┏━━
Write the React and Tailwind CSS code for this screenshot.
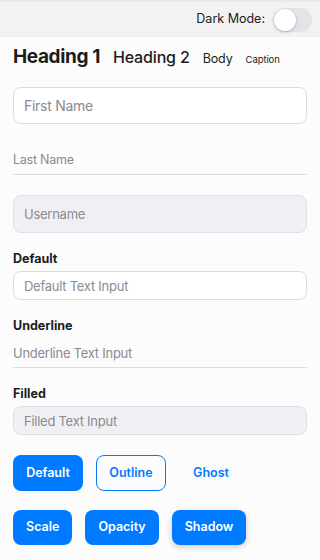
import { useState } from "react";

function Label({ children }) {
  return <div className="text-[12.5px] leading-4 font-bold text-[#1c1c1e]">{children}</div>;
}

export default function App() {
  const [dark, setDark] = useState(false);
  const [form, setForm] = useState({ first: "", last: "", user: "", def: "", under: "", filled: "" });
  const set = (k) => (e) => setForm((f) => ({ ...f, [k]: e.target.value }));

  return (
    <div className="min-h-[560px] bg-[#fcfcfc] text-[#1c1c1e] font-['Inter',sans-serif]">
      <div className="h-[37px] bg-[#f2f2f2] border-t-2 border-[#e8e8e8] flex items-center justify-end gap-[8px] pr-[8px]">
        <span className="text-[12.5px] text-[#1c1c1e]">Dark Mode:</span>
        <button
          onClick={() => setDark((d) => !d)}
          className={`w-[39px] h-[24px] rounded-full p-[1px] flex items-center ${dark ? "bg-[#34c759] justify-end" : "bg-[#e3e3e8] justify-start"}`}
        >
          <span className="w-[22px] h-[22px] rounded-full bg-white shadow-[0_1px_3px_rgba(0,0,0,0.25)]" />
        </button>
      </div>

      <div className="px-[13px]">
        <div className="flex items-baseline gap-[13px] pt-[6px] h-[40px]">
          <span className="text-[19px] font-bold tracking-[-0.02em]">Heading 1</span>
          <span className="text-[16px] font-medium tracking-[-0.01em]">Heading 2</span>
          <span className="text-[12.5px] tracking-[-0.01em]">Body</span>
          <span className="text-[9.5px] tracking-[-0.01em]">Caption</span>
        </div>

        <input
          value={form.first}
          onChange={set("first")}
          placeholder="First Name"
          className="mt-[10px] w-full h-[37px] rounded-lg border border-[#dcdce0] bg-white px-[10px] text-[14px] tracking-[-0.02em] placeholder:text-[#8a8a8f] outline-none"
        />
        <input
          value={form.last}
          onChange={set("last")}
          placeholder="Last Name"
          className="mt-[20px] w-full h-[31px] border-b border-[#dcdce0] bg-transparent text-[12.5px] tracking-[-0.02em] placeholder:text-[#8a8a8f] outline-none"
        />
        <input
          value={form.user}
          onChange={set("user")}
          placeholder="Username"
          className="mt-[20px] w-full h-[38px] rounded-lg border border-[#e0e0e4] bg-[#f0f0f4] px-[10px] text-[13px] tracking-[-0.02em] placeholder:text-[#8a8a8f] outline-none"
        />

        <div className="mt-[18px] flex flex-col gap-[4px]">
          <Label>Default</Label>
          <input
            value={form.def}
            onChange={set("def")}
            placeholder="Default Text Input"
            className="w-full h-[29px] rounded-lg border border-[#dcdce0] bg-white px-[10px] text-[13px] tracking-[-0.02em] placeholder:text-[#8a8a8f] outline-none"
          />
        </div>

        <div className="mt-[18px] flex flex-col gap-[4px]">
          <Label>Underline</Label>
          <input
            value={form.under}
            onChange={set("under")}
            placeholder="Underline Text Input"
            className="w-full h-[30px] border-b border-[#dcdce0] bg-transparent text-[13px] tracking-[-0.02em] placeholder:text-[#8a8a8f] outline-none"
          />
        </div>

        <div className="mt-[18px] flex flex-col gap-[4px]">
          <Label>Filled</Label>
          <input
            value={form.filled}
            onChange={set("filled")}
            placeholder="Filled Text Input"
            className="w-full h-[29px] rounded-lg border border-[#e0e0e4] bg-[#f0f0f4] px-[10px] text-[13px] tracking-[-0.02em] placeholder:text-[#8a8a8f] outline-none"
          />
        </div>

        <div className="mt-[20px] flex gap-[13px]">
          <button className="w-[70px] h-[36px] rounded-lg bg-[#007aff] text-white text-[12.5px] font-semibold">Default</button>
          <button className="w-[70px] h-[36px] rounded-lg border border-[#007aff] text-[#007aff] text-[12.5px] font-semibold">Outline</button>
          <button className="w-[64px] h-[36px] rounded-lg text-[#007aff] text-[12.5px] font-semibold">Ghost</button>
        </div>

        <div className="mt-[19px] flex gap-[13px]">
          <button className="h-[35px] px-[13px] rounded-lg bg-[#007aff] text-white text-[12.5px] font-semibold">Scale</button>
          <button className="h-[35px] px-[13px] rounded-lg bg-[#007aff] text-white text-[12.5px] font-semibold">Opacity</button>
          <button className="h-[35px] px-[13px] rounded-lg bg-[#007aff] text-white text-[12.5px] font-semibold shadow-[0_2px_6px_rgba(0,0,0,0.2)]">Shadow</button>
        </div>
      </div>
    </div>
  );
}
┗━━
*Required task*
Keep the pictures out of the copy and return the rest of the data above exactly.

*Exercise solution*
Write the React and Tailwind CSS code for this screenshot.
import { useState } from "react";

function Label({ children }) {
  return <div className="text-[12.5px] leading-4 font-bold text-[#1c1c1e]">{children}</div>;
}

export default function App() {
  const [dark, setDark] = useState(false);
  const [form, setForm] = useState({ first: "", last: "", user: "", def: "", under: "", filled: "" });
  const set = (k) => (e) => setForm((f) => ({ ...f, [k]: e.target.value }));

  return (
    <div className="min-h-[560px] bg-[#fcfcfc] text-[#1c1c1e] font-['Inter',sans-serif]">
      <div className="h-[37px] bg-[#f2f2f2] border-t-2 border-[#e8e8e8] flex items-center justify-end gap-[8px] pr-[8px]">
        <span className="text-[12.5px] text-[#1c1c1e]">Dark Mode:</span>
        <button
          onClick={() => setDark((d) => !d)}
          className={`w-[39px] h-[24px] rounded-full p-[1px] flex items-center ${dark ? "bg-[#34c759] justify-end" : "bg-[#e3e3e8] justify-start"}`}
        >
          <span className="w-[22px] h-[22px] rounded-full bg-white shadow-[0_1px_3px_rgba(0,0,0,0.25)]" />
        </button>
      </div>

      <div className="px-[13px]">
        <div className="flex items-baseline gap-[13px] pt-[6px] h-[40px]">
          <span className="text-[19px] font-bold tracking-[-0.02em]">Heading 1</span>
          <span className="text-[16px] font-medium tracking-[-0.01em]">Heading 2</span>
          <span className="text-[12.5px] tracking-[-0.01em]">Body</span>
          <span className="text-[9.5px] tracking-[-0.01em]">Caption</span>
        </div>

        <input
          value={form.first}
          onChange={set("first")}
          placeholder="First Name"
          className="mt-[10px] w-full h-[37px] rounded-lg border border-[#dcdce0] bg-white px-[10px] text-[14px] tracking-[-0.02em] placeholder:text-[#8a8a8f] outline-none"
        />
        <input
          value={form.last}
          onChange={set("last")}
          placeholder="Last Name"
          className="mt-[20px] w-full h-[31px] border-b border-[#dcdce0] bg-transparent text-[12.5px] tracking-[-0.02em] placeholder:text-[#8a8a8f] outline-none"
        />
        <input
          value={form.user}
          onChange={set("user")}
          placeholder="Username"
          className="mt-[20px] w-full h-[38px] rounded-lg border border-[#e0e0e4] bg-[#f0f0f4] px-[10px] text-[13px] tracking-[-0.02em] placeholder:text-[#8a8a8f] outline-none"
        />

        <div className="mt-[18px] flex flex-col gap-[4px]">
          <Label>Default</Label>
          <input
            value={form.def}
            onChange={set("def")}
            placeholder="Default Text Input"
            className="w-full h-[29px] rounded-lg border border-[#dcdce0] bg-white px-[10px] text-[13px] tracking-[-0.02em] placeholder:text-[#8a8a8f] outline-none"
          />
        </div>

        <div className="mt-[18px] flex flex-col gap-[4px]">
          <Label>Underline</Label>
          <input
            value={form.under}
            onChange={set("under")}
            placeholder="Underline Text Input"
            className="w-full h-[30px] border-b border-[#dcdce0] bg-transparent text-[13px] tracking-[-0.02em] placeholder:text-[#8a8a8f] outline-none"
          />
        </div>

        <div className="mt-[18px] flex flex-col gap-[4px]">
          <Label>Filled</Label>
          <input
            value={form.filled}
            onChange={set("filled")}
            placeholder="Filled Text Input"
            className="w-full h-[29px] rounded-lg border border-[#e0e0e4] bg-[#f0f0f4] px-[10px] text-[13px] tracking-[-0.02em] placeholder:text-[#8a8a8f] outline-none"
          />
        </div>

        <div className="mt-[20px] flex gap-[13px]">
          <button className="w-[70px] h-[36px] rounded-lg bg-[#007aff] text-white text-[12.5px] font-semibold">Default</button>
          <button className="w-[70px] h-[36px] rounded-lg border border-[#007aff] text-[#007aff] text-[12.5px] font-semibold">Outline</button>
          <button className="w-[64px] h-[36px] rounded-lg text-[#007aff] text-[12.5px] font-semibold">Ghost</button>
        </div>

        <div className="mt-[19px] flex gap-[13px]">
          <button className="h-[35px] px-[13px] rounded-lg bg-[#007aff] text-white text-[12.5px] font-semibold">Scale</button>
          <button className="h-[35px] px-[13px] rounded-lg bg-[#007aff] text-white text-[12.5px] font-semibold">Opacity</button>
          <button className="h-[35px] px-[13px] rounded-lg bg-[#007aff] text-white text-[12.5px] font-semibold shadow-[0_2px_6px_rgba(0,0,0,0.2)]">Shadow</button>
        </div>
      </div>
    </div>
  );
}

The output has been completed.